Christmas and the Messianic Revolution
I am not the first to point out the revolutionary tones in Mary’s song of Christmas praise known as the Magnificat (Luke 1:46-56).
Two centuries ago, a famous preacher named E. Stanley Jones (no relation to this Jones) called the Magnificat “the most revolutionary document in the world.”
William Barclay, an English theologian, calls the Magnificat “a bombshell.” He says we have forgotten its “revolutionary terror” and goes on to identify three revolutions in the coming of Messiah: moral, social, and economic, each mentioned in Mary’s song.
During the 1980s, the dictators of Guatemala outlawed the public reading of the Magnificat because of its potential to encourage a socio-political revolution. Can you imagine the dictator thugs of Guatemala threatened by sweet Mary’s song?
Some people are good at managing what is by focusing on today. They try to keep everybody happy by maintaining the status quo. Other people are visionaries. They help us see what could be and put plans in place to help us get there. They help us see those preferred pictures of tomorrow. Still others are revolutionaries. They change and reverse the order of things. When a revolution happens, major shifts in culture and institutional structure take place.
When such dramatic change occurs during a revolution, the people who lived through it reference life “before the revolution” or “after the revolution.” Such is the case with the American Revolution, the French Revolution, and the Bolshevik Revolution. Revolutions are still taking place today. Some say we’ve been through a Technology Revolution much like the Industrial Revolution of the past. Not long ago I read a newspaper headline that said, “Hugo Chavez suffers a blow to his ‘revolution.’”
Let’s take a closer look at Mary’s revolutionary cry:
He has performed mighty deeds with his arm; he has scattered those who are proud in their inmost hearts. He has brought down rulers from their thrones but has lifted up the humble. He has filled the hungry with good things but has sent the rich away empty. – Luke 1:51-53
Mary understood the powerful and revolutionary implications of Messiah’s arrival. Jesus didn’t come to this earth to maintain the status quo. Nor did he come to simply cast a compelling vision for our lives. He came to change and reverse the order of things.
Jesus exalted the status of the poor and humble while bringing down the proud and rich. He said things like, “Blessed are the poor in spirit, for theirs in the kingdom of heaven” (Matthew 5:2). He taught us to be rich toward God through generosity. He actually told one rich man to give all his money to the poor and then follow Him. Now that’s a revolutionary idea!
In the first sermon Jesus preached in his home town of Nazareth, he announced, “The Spirit of the Lord is on me, because he has anointed me to preach good news to the poor. He has sent me to proclaim freedom for the prisoners and recovery of sight to the blind, to release the oppressed, to proclaim the year of the Lord’s favor” (Luke 4:18-19).
Jesus was a revolutionary! Not a socio-political revolutionary as some thought Messiah would be. No, in His first Advent, He established a spiritual kingdom.
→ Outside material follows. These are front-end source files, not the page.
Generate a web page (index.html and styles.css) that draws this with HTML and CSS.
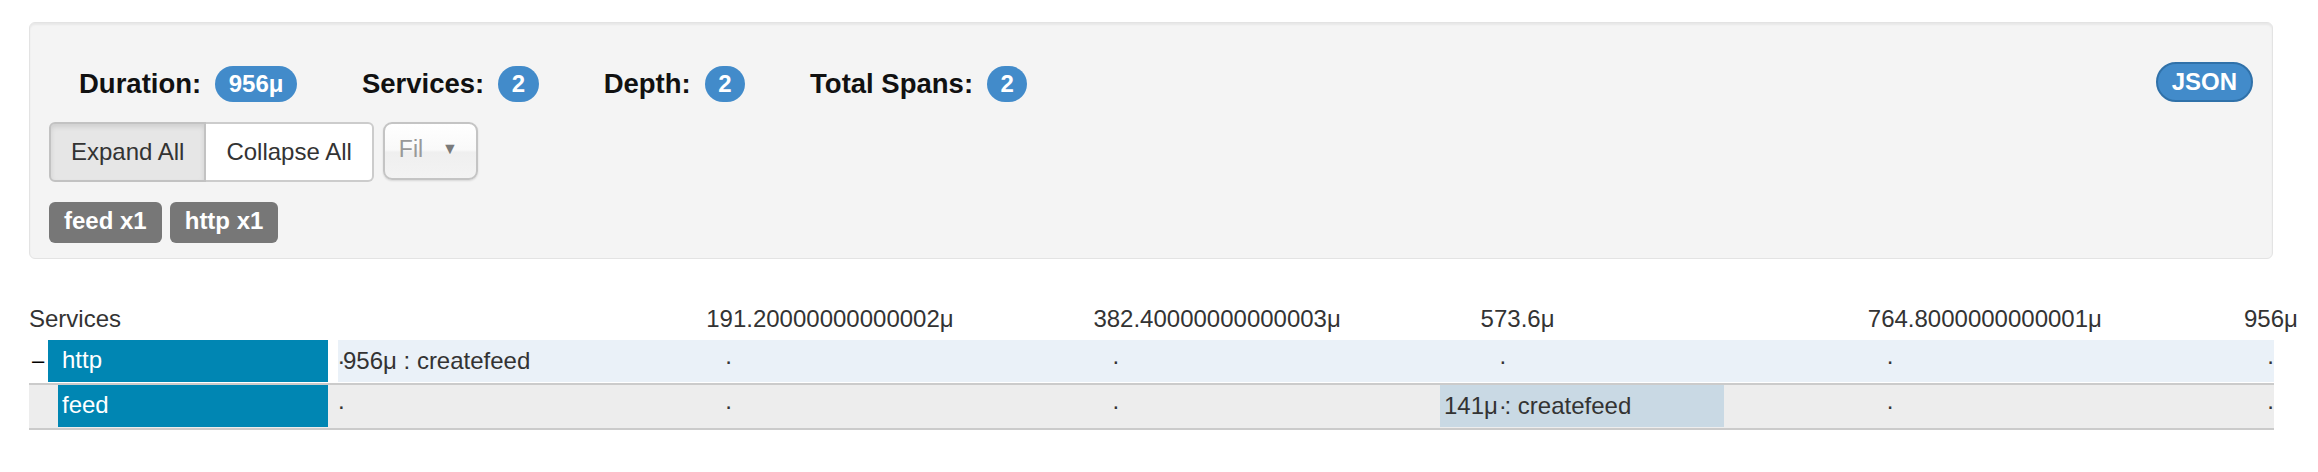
FILE: index.html
```html
<!DOCTYPE html>
<html>
<head>
<meta charset="utf-8">
<title>Trace</title>
<link rel="stylesheet" href="styles.css">
</head>
<body>
<div class="page">
  <div class="well">
    <div class="top-row">
      <ul class="stats">
        <li><span class="stat-label">Duration:</span><span class="badge">956μ</span></li>
        <li><span class="stat-label">Services:</span><span class="badge">2</span></li>
        <li><span class="stat-label">Depth:</span><span class="badge">2</span></li>
        <li><span class="stat-label">Total Spans:</span><span class="badge">2</span></li>
      </ul>
      <button class="json-btn">JSON</button>
    </div>
    <div class="controls">
      <div class="btn-group">
        <button class="btn active">Expand All</button>
        <button class="btn">Collapse All</button>
      </div>
      <div class="select"><span class="select-text">Fil</span><span class="caret">▼</span></div>
    </div>
    <div class="tags">
      <span class="tag">feed x1</span>
      <span class="tag">http x1</span>
    </div>
  </div>

  <div class="trace">
    <div class="trace-header">
      <div class="svc-head">Services</div>
      <div class="axis">
        <span class="axis-label" style="left: calc(20% - 19px)">191.20000000000002μ</span>
        <span class="axis-label" style="left: calc(40% - 19px)">382.40000000000003μ</span>
        <span class="axis-label" style="left: calc(60% - 19px)">573.6μ</span>
        <span class="axis-label" style="left: calc(80% - 19px)">764.8000000000001μ</span>
        <span class="axis-label" style="left: calc(100% - 30px)">956μ</span>
      </div>
    </div>

    <div class="span-row root">
      <div class="svc-col">
        <span class="toggle">–</span>
        <span class="svc-name">http</span>
      </div>
      <div class="bars">
        <div class="bar bar-root" style="left: 0%; width: 100%">956μ : createfeed</div>
        <span class="tick" style="left: 0%">.</span>
        <span class="tick" style="left: 20%">.</span>
        <span class="tick" style="left: 40%">.</span>
        <span class="tick" style="left: 60%">.</span>
        <span class="tick" style="left: 80%">.</span>
        <span class="tick tick-end">.</span>
      </div>
    </div>

    <div class="span-row child">
      <div class="svc-col">
        <span class="svc-name">feed</span>
      </div>
      <div class="bars">
        <div class="bar bar-child" style="left: 56.92%; width: 14.67%">141μ : createfeed</div>
        <span class="tick" style="left: 0%">.</span>
        <span class="tick" style="left: 20%">.</span>
        <span class="tick" style="left: 40%">.</span>
        <span class="tick" style="left: 60%">.</span>
        <span class="tick" style="left: 80%">.</span>
        <span class="tick tick-end">.</span>
      </div>
    </div>
  </div>
</div>
</body>
</html>
```

FILE: styles.css
```css
* { box-sizing: border-box; }

html, body {
  margin: 0;
  padding: 0;
  background: #fff;
}

body {
  font-family: "Liberation Sans", Arial, Helvetica, sans-serif;
  color: #333;
  font-size: 24px;
}

.page {
  padding: 22px 0 0 29px;
  width: 2274px;
}

/* ---------- summary well ---------- */
.well {
  width: 2244px;
  background: #f4f4f4;
  border: 1px solid #e3e3e3;
  border-radius: 6px;
  box-shadow: inset 0 2px 2px rgba(0, 0, 0, 0.05);
  padding: 39px 19px 15px 19px;
}

.top-row {
  display: flex;
  justify-content: space-between;
  align-items: flex-end;
}

.stats {
  list-style: none;
  margin: 0;
  padding: 0 0 0 30px;
  display: flex;
  align-items: center;
  height: 36px;
}

.stats li {
  display: flex;
  align-items: center;
  gap: 14px;
  margin-right: 65px;
}

.stat-label {
  font-weight: bold;
  font-size: 27.5px;
  color: #111;
}

.badge {
  display: inline-block;
  background: #428bca;
  color: #fff;
  font-weight: bold;
  font-size: 24px;
  line-height: 24px;
  padding: 6px 13.5px;
  border-radius: 18px;
}

.json-btn {
  font-family: inherit;
  font-weight: bold;
  font-size: 24px;
  line-height: 24px;
  color: #fff;
  background: #428bca;
  border: 2px solid #3071a9;
  border-radius: 20px;
  height: 40px;
  padding: 0 14px;
}

.controls {
  display: flex;
  align-items: flex-start;
  margin-top: 20px;
}

.btn-group {
  display: flex;
}

.btn {
  font-family: inherit;
  font-size: 24px;
  color: #333;
  background: #fff;
  border: 2px solid #ccc;
  height: 60px;
  padding: 0 20px;
  line-height: 56px;
}

.btn:first-child {
  border-radius: 6px 0 0 6px;
}

.btn:last-child {
  border-left: none;
  border-radius: 0 6px 6px 0;
}

.btn.active {
  background: #e6e6e6;
  border-color: #c2c2c2;
  box-shadow: inset 0 3px 5px rgba(0, 0, 0, 0.1);
}

.select {
  margin-left: 9px;
  width: 95px;
  height: 58px;
  border: 2px solid #c4c4c4;
  border-radius: 9px;
  background: linear-gradient(#ffffff 0%, #f9f9f9 48%, #efefef 52%, #f3f3f3 100%);
  box-shadow: 0 1px 2px rgba(0, 0, 0, 0.12);
  display: flex;
  align-items: flex-start;
  padding: 10px 0 0 14px;
}

.select-text {
  color: #999;
  font-size: 23px;
  line-height: 30px;
}

.caret {
  color: #7a7a7a;
  font-size: 16px;
  line-height: 30px;
  margin-left: 19px;
}

.tags {
  display: flex;
  gap: 8px;
  margin-top: 20px;
}

.tag {
  background: #777;
  color: #fff;
  font-weight: bold;
  font-size: 24px;
  line-height: 24px;
  padding: 7px 15px 10px;
  border-radius: 6px;
}

/* ---------- trace timeline ---------- */
.trace {
  margin-top: 46px;
  width: 2245px;
}

.trace-header {
  display: flex;
  height: 28px;
  line-height: 28px;
  margin-bottom: 7px;
  color: #333;
}

.svc-head {
  width: 309px;
  flex: none;
}

.axis {
  flex: 1;
  position: relative;
}

.axis-label {
  position: absolute;
  top: 0;
  white-space: nowrap;
}

.span-row {
  display: flex;
  height: 45px;
  padding-bottom: 1px;
  border-bottom: 2px solid #cbcbcb;
}

.span-row.child {
  background: #ededed;
}

.svc-col {
  width: 309px;
  flex: none;
  display: flex;
  padding-right: 10px;
}

.span-row.child .svc-col {
  padding-left: 29px;
}

.toggle {
  width: 19px;
  flex: none;
  color: #000;
  line-height: 42px;
  padding-left: 3px;
  font-size: 22px;
}

.svc-name {
  flex: 1;
  background: #0086b3;
  color: #fff;
  height: 42px;
  line-height: 40px;
  padding-left: 14px;
}

.span-row.child .svc-name {
  padding-left: 4px;
}

.bars {
  flex: 1;
  position: relative;
  height: 42px;
}

.bar {
  position: absolute;
  top: 0;
  height: 42px;
  line-height: 42px;
  padding-left: 5px;
  color: #333;
  white-space: nowrap;
}

.bar-root {
  background: #eaf1f8;
}

.bar-child {
  background: #c9d9e4;
  padding-left: 4px;
}

.tick {
  position: absolute;
  top: 0;
  line-height: 32px;
  color: #333;
}

.tick-end {
  left: 100%;
  transform: translateX(-100%);
}
```
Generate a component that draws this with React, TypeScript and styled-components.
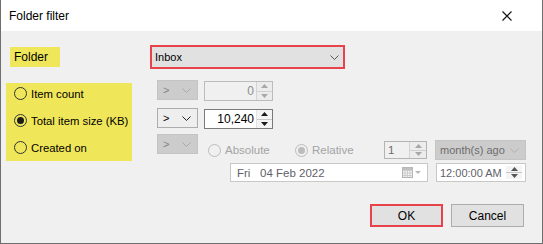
import React from 'react';
import styled, { createGlobalStyle } from 'styled-components';

const Global = createGlobalStyle`
  html, body { margin: 0; padding: 0; background: #ffffff; }
  body { font-family: "Liberation Sans", Arial, sans-serif; font-size: 11px; color: #000; }
  * { box-sizing: border-box; white-space: nowrap; }
`;

const Window = styled.div`
  width: 543px;
  height: 244px;
  border: 1px solid #6e6e6e;
  border-top: none;
  background: #f0f0f0;
  display: flex;
  flex-direction: column;
`;

const TitleBar = styled.div`
  height: 31px;
  background: #ffffff;
  display: flex;
  align-items: center;
  justify-content: space-between;
  padding-left: 8px;
  padding-right: 30px;
  font-size: 12px;
`;

const Body = styled.div`
  flex: 1;
  display: flex;
  flex-direction: column;
  padding-top: 14px;
`;

const FolderRow = styled.div`
  display: flex;
  align-items: center;
  height: 24px;
`;

const HighlightLabel = styled.div`
  background: #f0e65a;
  width: 50px;
  height: 20px;
  margin-left: 9px;
  padding-left: 4px;
  display: flex;
  align-items: center;
  font-size: 12px;
`;

const FolderCombo = styled.div`
  margin-left: 90px;
  width: 195px;
  height: 24px;
  border: 2px solid #e8434b;
  background: #e1e1e1;
  display: flex;
  align-items: center;
  justify-content: space-between;
  padding: 0 4px 0 3px;
`;

const Criteria = styled.div`
  display: flex;
  align-items: flex-start;
  margin-top: 11px;
`;

const LeftPanel = styled.div`
  margin-left: 5px;
  margin-top: 3px;
  width: 126px;
  height: 78px;
  background: #f0e65a;
  display: flex;
  flex-direction: column;
  gap: 6px;
  padding-left: 8px;
  font-size: 11.3px;
`;

const RadioRow = styled.label<{ $disabled?: boolean }>`
  height: 21px;
  display: flex;
  align-items: center;
  gap: 4px;
  color: ${p => (p.$disabled ? '#a3a3a3' : '#000')};
`;

const RadioCircle = styled.span<{ $checked?: boolean; $disabled?: boolean }>`
  width: 13px;
  height: 13px;
  border-radius: 50%;
  border: 1px solid ${p => (p.$disabled ? '#bcbcbc' : '#333333')};
  background: ${p => (p.$disabled ? '#f0f0f0' : 'transparent')};
  display: flex;
  align-items: center;
  justify-content: center;
  flex: none;
  &::after {
    content: '';
    display: ${p => (p.$checked ? 'block' : 'none')};
    width: 7px;
    height: 7px;
    border-radius: 50%;
    background: ${p => (p.$disabled ? '#bcbcbc' : '#1a1a1a')};
  }
`;

const RightPanel = styled.div`
  margin-left: 25px;
  display: flex;
  flex-direction: column;
`;

const CtrlRow = styled.div<{ $mt: number }>`
  display: flex;
  align-items: flex-start;
  margin-top: ${p => p.$mt}px;
`;

const OpCombo = styled.div<{ $disabled?: boolean }>`
  width: 41px;
  height: 20px;
  border: 1px solid ${p => (p.$disabled ? '#c4c4c4' : '#acacac')};
  background: ${p => (p.$disabled ? '#cccccc' : '#eeeeee')};
  color: ${p => (p.$disabled ? '#838383' : '#000')};
  display: flex;
  align-items: center;
  justify-content: space-between;
  padding: 0 6px 0 5px;
`;

const NumBox = styled.div<{ $disabled?: boolean }>`
  margin-left: 6px;
  margin-top: 1px;
  width: 69px;
  height: 20px;
  border: 1px solid ${p => (p.$disabled ? '#bcbcbc' : '#7a7a7a')};
  background: ${p => (p.$disabled ? '#f0f0f0' : '#ffffff')};
  color: ${p => (p.$disabled ? '#8d8d8d' : '#000')};
  display: flex;
  align-items: stretch;
  font-size: 12px;
`;

const NumValue = styled.div`
  flex: 1;
  display: flex;
  align-items: center;
  justify-content: flex-end;
  padding-right: 2px;
`;

const Spin = styled.div<{ $disabled?: boolean; $w?: number }>`
  width: ${p => p.$w ?? 16}px;
  display: flex;
  flex-direction: column;
  border-left: 1px solid ${p => (p.$disabled ? '#d4d4d4' : '#e3e3e3')};
  background: ${p => (p.$disabled ? '#ececec' : '#f4f4f4')};
`;

const SpinHalf = styled.div<{ $top?: boolean; $disabled?: boolean }>`
  flex: 1;
  display: flex;
  align-items: center;
  justify-content: center;
  border-bottom: ${p => (p.$top ? `1px solid ${p.$disabled ? '#d0d0d0' : '#c8c8c8'}` : 'none')};
`;

const DateBlock = styled.div`
  margin-top: 6px;
  display: flex;
  flex-direction: column;
`;

const DateRowA = styled.div`
  display: flex;
  align-items: center;
  height: 20px;
  margin-left: 10px;
  font-size: 11.5px;
`;

const RadioSlot = styled.div<{ $w: number }>`
  width: ${p => p.$w}px;
  display: flex;
`;

const SmallSpin = styled.div`
  width: 43px;
  height: 18px;
  border: 1px solid #b4b4b4;
  background: #f0f0f0;
  color: #6d6d6d;
  display: flex;
  align-items: stretch;
`;

const SmallValue = styled.div`
  flex: 1;
  display: flex;
  align-items: center;
  padding-left: 3px;
`;

const PeriodCombo = styled.div`
  margin-left: 8px;
  width: 91px;
  height: 20px;
  border: 1px solid #c4c4c4;
  background: #cccccc;
  color: #6d6d6d;
  display: flex;
  align-items: center;
  justify-content: space-between;
  padding: 0 6px 0 4px;
  font-size: 11px;
`;

const DateRowB = styled.div`
  display: flex;
  align-items: center;
  margin-top: 3px;
  margin-left: 32px;
`;

const DateBox = styled.div`
  width: 198px;
  height: 19px;
  border: 1px solid #c8c8c8;
  background: #ffffff;
  color: #5f5f6a;
  display: flex;
  align-items: center;
  justify-content: space-between;
  padding: 0 5px 0 6px;
  font-size: 11.5px;
`;

const DateText = styled.span`
  white-space: pre;
`;

const TimeBox = styled.div`
  margin-left: 8px;
  width: 90px;
  height: 19px;
  border: 1px solid #c8c8c8;
  background: #ffffff;
  color: #5f5f6a;
  display: flex;
  align-items: stretch;
  justify-content: space-between;
  font-size: 11px;
`;

const TimeText = styled.div`
  display: flex;
  align-items: center;
  padding-left: 3px;
`;

const TimeSpin = styled.div`
  width: 16px;
  margin: 2px 3px 2px 0;
  display: flex;
  flex-direction: column;
  background: #f4f4f4;
`;

const Footer = styled.div`
  display: flex;
  justify-content: flex-end;
  gap: 8px;
  margin-top: 22px;
  padding-right: 18px;
`;

const Button = styled.div<{ $primary?: boolean }>`
  width: 73px;
  height: 23px;
  background: #e1e1e1;
  border: ${p => (p.$primary ? '2px solid #e8434b' : '1px solid #adadad')};
  display: flex;
  align-items: center;
  justify-content: center;
  font-size: 12px;
`;

const Chevron = ({ color = '#444' }: { color?: string }) => (
  <svg width="9" height="5" viewBox="0 0 9 5">
    <path d="M0.5 0.5 L4.5 4.5 L8.5 0.5" fill="none" stroke={color} strokeWidth="1" />
  </svg>
);

const Tri = ({ up, color }: { up?: boolean; color: string }) => (
  <svg width="7" height="4" viewBox="0 0 7 4">
    <path d={up ? 'M0 4 L3.5 0 L7 4 Z' : 'M0 0 L3.5 4 L7 0 Z'} fill={color} />
  </svg>
);

const SpinButtons = ({ disabled, w }: { disabled?: boolean; w?: number }) => {
  const c = disabled ? '#a8a8a8' : '#1a1a1a';
  return (
    <Spin $disabled={disabled} $w={w}>
      <SpinHalf $top $disabled={disabled}><Tri up color={c} /></SpinHalf>
      <SpinHalf><Tri color={c} /></SpinHalf>
    </Spin>
  );
};

const CloseIcon = () => (
  <svg width="10" height="10" viewBox="0 0 10 10">
    <path d="M0.5 0.5 L9.5 9.5 M9.5 0.5 L0.5 9.5" stroke="#111" strokeWidth="1.1" />
  </svg>
);

const CalendarIcon = () => (
  <svg width="20" height="11" viewBox="0 0 20 11">
    <rect x="0.5" y="0.5" width="10" height="10" fill="#f4f4f4" stroke="#b0b0b0" />
    <path d="M0.5 3.5 H10.5 M0.5 6 H10.5 M0.5 8.5 H10.5 M3 3.5 V10.5 M5.5 3.5 V10.5 M8 3.5 V10.5" stroke="#cdcdcd" strokeWidth="1" />
    <rect x="0.5" y="0.5" width="10" height="2.5" fill="#c0c0c0" />
    <path d="M13 4 L19 4 L16 7 Z" fill="#b8b8b8" />
  </svg>
);

export default function App() {
  return (
    <>
      <Global />
      <Window>
        <TitleBar>
          <span>Folder filter</span>
          <CloseIcon />
        </TitleBar>
        <Body>
          <FolderRow>
            <HighlightLabel>Folder</HighlightLabel>
            <FolderCombo>
              <span>Inbox</span>
              <Chevron color="#555" />
            </FolderCombo>
          </FolderRow>
          <Criteria>
            <LeftPanel>
              <RadioRow>
                <RadioCircle />
                Item count
              </RadioRow>
              <RadioRow>
                <RadioCircle $checked />
                Total item size (KB)
              </RadioRow>
              <RadioRow>
                <RadioCircle />
                Created on
              </RadioRow>
            </LeftPanel>
            <RightPanel>
              <CtrlRow $mt={0}>
                <OpCombo $disabled>
                  <span>&gt;</span>
                  <Chevron color="#a8a8a8" />
                </OpCombo>
                <NumBox $disabled>
                  <NumValue>0</NumValue>
                  <SpinButtons disabled />
                </NumBox>
              </CtrlRow>
              <CtrlRow $mt={7}>
                <OpCombo>
                  <span>&gt;</span>
                  <Chevron color="#222" />
                </OpCombo>
                <NumBox>
                  <NumValue>10,240</NumValue>
                  <SpinButtons />
                </NumBox>
              </CtrlRow>
              <CtrlRow $mt={5}>
                <OpCombo $disabled>
                  <span>&gt;</span>
                  <Chevron color="#a8a8a8" />
                </OpCombo>
                <DateBlock>
                  <DateRowA>
                    <RadioSlot $w={87}>
                      <RadioRow $disabled>
                        <RadioCircle $disabled />
                        Absolute
                      </RadioRow>
                    </RadioSlot>
                    <RadioSlot $w={89}>
                      <RadioRow $disabled>
                        <RadioCircle $disabled $checked />
                        Relative
                      </RadioRow>
                    </RadioSlot>
                    <SmallSpin>
                      <SmallValue>1</SmallValue>
                      <SpinButtons disabled w={17} />
                    </SmallSpin>
                    <PeriodCombo>
                      <span>month(s) ago</span>
                      <Chevron color="#b0b0b0" />
                    </PeriodCombo>
                  </DateRowA>
                  <DateRowB>
                    <DateBox>
                      <DateText>Fri   04 Feb 2022</DateText>
                      <CalendarIcon />
                    </DateBox>
                    <TimeBox>
                      <TimeText>12:00:00 AM</TimeText>
                      <TimeSpin>
                        <SpinHalf $top><Tri up color="#555" /></SpinHalf>
                        <SpinHalf><Tri color="#555" /></SpinHalf>
                      </TimeSpin>
                    </TimeBox>
                  </DateRowB>
                </DateBlock>
              </CtrlRow>
            </RightPanel>
          </Criteria>
          <Footer>
            <Button $primary>OK</Button>
            <Button>Cancel</Button>
          </Footer>
        </Body>
      </Window>
    </>
  );
}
During His second Advent, He will establish His kingdom on earth where He will literally reign as King of kings, and Lord of lords for one thousand years. In Scripture, this is known as the Second Coming of Jesus Christ and is a prophecy yet to be fulfilled
Here is the question we must all wrestle with this Christmas: Have I personally experienced the revolution? Has Jesus Christ, the revolutionary, come into my life and changed the order of things? Has he really transformed my life?
It’s possible to come to church every week, to enter into the Christmas season, and be totally unaffected by the birth of Messiah. Is this just another Christmas to you? Is Christmas all about sentimental visions of sugar plum ferries but not about your Savior? All of that can change this Christmas. A spiritual revolution awaits you by faith in the Lord Jesus Christ who, though He exists eternally, was born in Bethlehem in a manger more than two thousand years ago.